Author
|
Comment
|
Martina
Unregistered User
(2/4/06 12:02 pm)
|
Mother/Daughter/Disability
I am looking for a fairytale or greek myth to use as structure for a modern story. I'd like to fit in as many elements as possible, but I'm having trouble coming up with the right story.
I'm looking for a tale of a mother trying to pigeon-hole her daughter and make her what she is not. The mother can have good or bad intentions, but ideally her goals would be oriented towards her daughter's beauty.
Then something happens to the daughter, she is deformed, and rebels against her mother's plans. Moral should be something about Daughter realizing self is more than just beauty, and mother should realize she can't live through her daughter, has to face self.
I know these goals are SO specific, but like I said, the fairytale doesn't have to fit all of these elements. I was thinking Rapunzel could work, but with the witch being the mother-figure who traps her beautiful daughter in the tower. The tower would be like her deformity, and it would be about the daughter being lonely, bound by a chastity belt, etc... But this story isn't ideal, and I don't like the fact that she's rescued by the prince...
I've scanned some (not all) of the archives for ideas, but have come up short.
|
Veronica Schanoes
Registered User
(2/4/06 1:13 pm)
|
Re: misc
Rapunzel isn't really rescued by the prince, though--as princes go, he's pretty ineffectual, what with the knocking her up and not rescuing her and jumping off the tower and wandering blinded through the wilderness.
|
Martina
Unregistered User
(2/4/06 2:01 pm)
|
Girls with Disabilities, and proud of it...
Veronica, good point... I need to read different versions of Rapunzel, because I would like to find one with a more pathetic Prince.
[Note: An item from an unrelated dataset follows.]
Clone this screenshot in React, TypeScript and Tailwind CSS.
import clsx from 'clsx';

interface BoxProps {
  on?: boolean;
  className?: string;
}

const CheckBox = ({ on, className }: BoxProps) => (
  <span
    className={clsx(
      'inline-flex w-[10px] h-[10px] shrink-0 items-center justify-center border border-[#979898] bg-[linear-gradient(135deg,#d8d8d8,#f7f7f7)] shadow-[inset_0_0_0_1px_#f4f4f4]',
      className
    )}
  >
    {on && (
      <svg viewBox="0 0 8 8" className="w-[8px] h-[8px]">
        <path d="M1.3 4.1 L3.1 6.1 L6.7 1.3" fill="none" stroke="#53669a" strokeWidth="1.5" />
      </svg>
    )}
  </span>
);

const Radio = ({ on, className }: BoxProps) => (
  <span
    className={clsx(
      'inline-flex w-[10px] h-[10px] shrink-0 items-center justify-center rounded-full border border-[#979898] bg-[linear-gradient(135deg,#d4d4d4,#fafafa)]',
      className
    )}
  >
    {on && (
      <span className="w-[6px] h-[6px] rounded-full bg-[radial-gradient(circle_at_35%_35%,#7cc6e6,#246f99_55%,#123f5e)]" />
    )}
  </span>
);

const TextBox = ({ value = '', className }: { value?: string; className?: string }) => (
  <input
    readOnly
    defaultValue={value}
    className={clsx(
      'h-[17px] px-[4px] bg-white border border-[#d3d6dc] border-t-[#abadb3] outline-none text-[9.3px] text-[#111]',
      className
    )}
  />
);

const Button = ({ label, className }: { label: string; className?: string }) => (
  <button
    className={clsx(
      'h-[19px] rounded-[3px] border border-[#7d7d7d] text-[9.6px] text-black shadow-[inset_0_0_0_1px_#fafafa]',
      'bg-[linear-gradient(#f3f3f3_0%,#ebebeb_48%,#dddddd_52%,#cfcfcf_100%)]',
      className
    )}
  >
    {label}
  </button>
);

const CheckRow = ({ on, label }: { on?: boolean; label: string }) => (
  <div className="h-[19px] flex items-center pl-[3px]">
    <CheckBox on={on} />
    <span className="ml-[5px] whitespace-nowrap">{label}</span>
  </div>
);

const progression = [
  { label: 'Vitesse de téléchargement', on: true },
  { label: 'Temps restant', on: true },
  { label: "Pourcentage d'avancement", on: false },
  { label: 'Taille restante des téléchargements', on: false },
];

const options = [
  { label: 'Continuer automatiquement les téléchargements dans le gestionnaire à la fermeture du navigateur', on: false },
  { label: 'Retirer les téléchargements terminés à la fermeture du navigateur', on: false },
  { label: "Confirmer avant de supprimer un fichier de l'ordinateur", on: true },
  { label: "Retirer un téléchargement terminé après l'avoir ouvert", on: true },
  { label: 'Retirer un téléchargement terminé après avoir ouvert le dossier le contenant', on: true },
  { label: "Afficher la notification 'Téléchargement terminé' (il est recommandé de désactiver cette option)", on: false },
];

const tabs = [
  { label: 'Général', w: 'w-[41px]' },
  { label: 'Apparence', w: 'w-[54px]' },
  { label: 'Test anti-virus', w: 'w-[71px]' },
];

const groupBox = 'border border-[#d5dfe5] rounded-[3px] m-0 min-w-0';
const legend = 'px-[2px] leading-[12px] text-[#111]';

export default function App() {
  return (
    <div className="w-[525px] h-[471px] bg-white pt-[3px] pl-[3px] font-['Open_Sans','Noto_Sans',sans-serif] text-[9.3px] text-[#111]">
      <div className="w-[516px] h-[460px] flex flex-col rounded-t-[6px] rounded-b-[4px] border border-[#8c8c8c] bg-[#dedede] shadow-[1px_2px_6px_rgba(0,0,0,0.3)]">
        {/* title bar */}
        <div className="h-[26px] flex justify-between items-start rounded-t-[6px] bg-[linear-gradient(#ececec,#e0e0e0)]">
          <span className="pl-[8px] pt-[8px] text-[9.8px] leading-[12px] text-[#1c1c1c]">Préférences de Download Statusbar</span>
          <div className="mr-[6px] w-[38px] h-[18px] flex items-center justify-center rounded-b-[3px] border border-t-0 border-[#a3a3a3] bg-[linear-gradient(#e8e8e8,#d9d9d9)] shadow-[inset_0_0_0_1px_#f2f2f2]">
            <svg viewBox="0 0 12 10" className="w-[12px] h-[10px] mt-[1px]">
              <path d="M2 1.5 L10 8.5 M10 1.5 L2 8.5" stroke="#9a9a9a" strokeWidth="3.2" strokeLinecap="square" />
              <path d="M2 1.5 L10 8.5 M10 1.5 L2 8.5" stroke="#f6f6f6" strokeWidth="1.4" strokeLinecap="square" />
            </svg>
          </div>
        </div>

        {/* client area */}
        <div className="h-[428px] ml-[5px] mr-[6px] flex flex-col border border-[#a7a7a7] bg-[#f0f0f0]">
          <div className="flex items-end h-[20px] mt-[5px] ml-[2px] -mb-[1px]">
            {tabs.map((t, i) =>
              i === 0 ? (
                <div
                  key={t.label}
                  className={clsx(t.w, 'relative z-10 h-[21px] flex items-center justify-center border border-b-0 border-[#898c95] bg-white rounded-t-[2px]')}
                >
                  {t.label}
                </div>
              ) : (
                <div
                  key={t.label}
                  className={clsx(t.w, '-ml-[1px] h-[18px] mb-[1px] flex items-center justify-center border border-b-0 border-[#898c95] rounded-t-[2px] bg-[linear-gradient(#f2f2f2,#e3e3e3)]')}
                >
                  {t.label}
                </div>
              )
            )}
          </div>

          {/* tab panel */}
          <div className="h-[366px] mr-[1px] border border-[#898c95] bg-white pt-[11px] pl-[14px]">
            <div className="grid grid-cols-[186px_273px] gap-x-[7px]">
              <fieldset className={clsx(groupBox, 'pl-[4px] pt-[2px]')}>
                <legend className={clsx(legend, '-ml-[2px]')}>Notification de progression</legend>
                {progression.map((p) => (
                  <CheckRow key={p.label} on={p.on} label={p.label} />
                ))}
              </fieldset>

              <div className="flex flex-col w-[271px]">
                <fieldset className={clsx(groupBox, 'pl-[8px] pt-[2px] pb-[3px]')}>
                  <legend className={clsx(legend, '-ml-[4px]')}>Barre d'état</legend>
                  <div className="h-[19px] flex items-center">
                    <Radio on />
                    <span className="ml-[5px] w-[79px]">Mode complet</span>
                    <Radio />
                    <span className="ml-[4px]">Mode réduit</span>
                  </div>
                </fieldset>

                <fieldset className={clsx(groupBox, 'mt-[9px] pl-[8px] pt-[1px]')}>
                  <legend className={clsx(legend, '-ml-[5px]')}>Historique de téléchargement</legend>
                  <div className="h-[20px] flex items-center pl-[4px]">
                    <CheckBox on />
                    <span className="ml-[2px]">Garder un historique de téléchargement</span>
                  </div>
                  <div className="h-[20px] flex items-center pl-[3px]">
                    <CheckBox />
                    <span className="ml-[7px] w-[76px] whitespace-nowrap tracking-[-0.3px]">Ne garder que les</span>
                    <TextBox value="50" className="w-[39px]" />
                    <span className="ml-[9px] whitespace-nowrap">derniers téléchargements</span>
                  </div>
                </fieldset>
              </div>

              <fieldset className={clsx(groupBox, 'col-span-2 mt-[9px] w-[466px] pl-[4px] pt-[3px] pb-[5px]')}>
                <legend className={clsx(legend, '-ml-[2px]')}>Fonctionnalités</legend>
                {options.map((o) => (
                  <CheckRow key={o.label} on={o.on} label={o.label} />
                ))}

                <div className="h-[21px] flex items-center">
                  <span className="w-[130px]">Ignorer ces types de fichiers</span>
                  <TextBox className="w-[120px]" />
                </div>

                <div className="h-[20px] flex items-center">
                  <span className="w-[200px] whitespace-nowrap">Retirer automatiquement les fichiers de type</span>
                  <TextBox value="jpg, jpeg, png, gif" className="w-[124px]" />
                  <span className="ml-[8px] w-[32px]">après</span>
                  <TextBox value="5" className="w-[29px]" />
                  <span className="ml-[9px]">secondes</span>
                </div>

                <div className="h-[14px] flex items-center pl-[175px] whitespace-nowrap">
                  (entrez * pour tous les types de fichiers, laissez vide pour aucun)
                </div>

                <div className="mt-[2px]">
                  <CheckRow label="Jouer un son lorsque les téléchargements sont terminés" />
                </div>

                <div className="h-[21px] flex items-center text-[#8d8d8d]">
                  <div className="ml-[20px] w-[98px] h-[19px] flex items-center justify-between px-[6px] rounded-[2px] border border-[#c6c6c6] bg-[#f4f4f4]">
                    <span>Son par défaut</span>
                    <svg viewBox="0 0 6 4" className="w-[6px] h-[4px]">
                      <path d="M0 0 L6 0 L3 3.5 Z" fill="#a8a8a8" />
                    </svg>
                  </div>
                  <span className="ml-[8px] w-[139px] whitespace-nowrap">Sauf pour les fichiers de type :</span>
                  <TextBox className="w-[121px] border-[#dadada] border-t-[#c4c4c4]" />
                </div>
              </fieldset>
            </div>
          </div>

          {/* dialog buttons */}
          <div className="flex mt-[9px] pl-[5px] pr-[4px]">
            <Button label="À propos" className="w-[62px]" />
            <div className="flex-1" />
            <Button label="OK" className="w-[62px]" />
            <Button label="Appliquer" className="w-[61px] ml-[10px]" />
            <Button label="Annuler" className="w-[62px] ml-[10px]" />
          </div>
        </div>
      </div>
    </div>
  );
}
Adding on to my first post, I've read in several other topic/postings about stories dealing with Disabilities... yet I am having trouble finding a tale of a Woman/Girl with a disability who is the Protagonist, who KEEPS the disability at the end, makes the most of it, accepts it, etc. The only thing that comes to mind would be Shrek, and Princess Fiona's journey, but I'd like to find something that is more classic. Though maybe there isn't anything?
|
neverossa
Registered User
(2/4/06 7:46 pm)
|
disabilities
In fairy tales generally you find a ritual aspect that deals with the social embodiment of the character, more than with his/her own personal and spiritual development.
Fairy tales reflect something universal but were not created in modern time... thats' should be remembered.
People of different times think differently.
Recovering from disabilities in fairy tales correspond to the entering in a social order, to a social recognition of the self. Think of THE GIRL WITHOUT HANDS. She has a pure soul, but she's doomed to a tragic hidden life. Her hands grow again (really or symbolically) in the moment in which she enters again a human society. I've said elsewhere that a disability indicates a supernatural or abnormal status in fairy tales. So... going beyond it, is becoming human again.
Anyway for your story I can think of a Greek myth, involving a mother and a daughter, that of Proserpine.
The story is famous. Proserpine has no apparent deformity, but anyway she goes to live in the underworld, she's "half dead, half alive". And her mother at last has to accept this. That her own daughter has grown in something different from her. That (recalling all the vegetation stuff that is linked to the myth) to be glorious and beautiful during spring and summer times, she has to cross all the world of soil, seeds, corpses and darkness.
Hope to have been of some help!
|
KathieRose
Unregistered User
(2/4/06 8:43 pm)
|
Mothers. daughters. disability
<<<Anyway for your story I can think of a Greek myth, involving a mother and a daughter, that of Proserpine.
The story is famous. Proserpine has no apparent deformity, but anyway she goes to live in the underworld, she's "half dead, half alive". And her mother at last has to accept this.>>>
The myth is much more complex than this. It's the mother, Demeter, whose outrage at her daughter's abduction [Persephone/Prosperine does not go willingly to the underworld, despite modern revisionings of this myth] who stages a protest against the gods and withdraws her gift of grain from human beings and forces Zeus to bring Persephone back. On the other hand. Persephone comes back changed-- she is now Queen of the Dead and, because she willingly or unwillingly [depending on which version of the myth you read] ate several pomegranate seeds in the underworld, she now must return to it during part of each year. THIS is what the mother must accept, that the mother-daughter relationship will never be exclusive again and that her daughter is a more complex figure with obligations to two worlds. [See my book, Life's Daughter/Death's Bride: Transformations Through the Goddess Demeter/Persephone for more-- it's out of print but amazon and Powells and other places usually have used copies.]
The mother's envy of her daughter's beauty of course appears in tales like Snow White [though there it's the stepmother, one degree removed from the 'good', biological mother]--but I can't think of any tale offhand in which the mother disables the daughter and the daughter transforms into someone who sees herself beyond her deformity. Very interesting theme, though.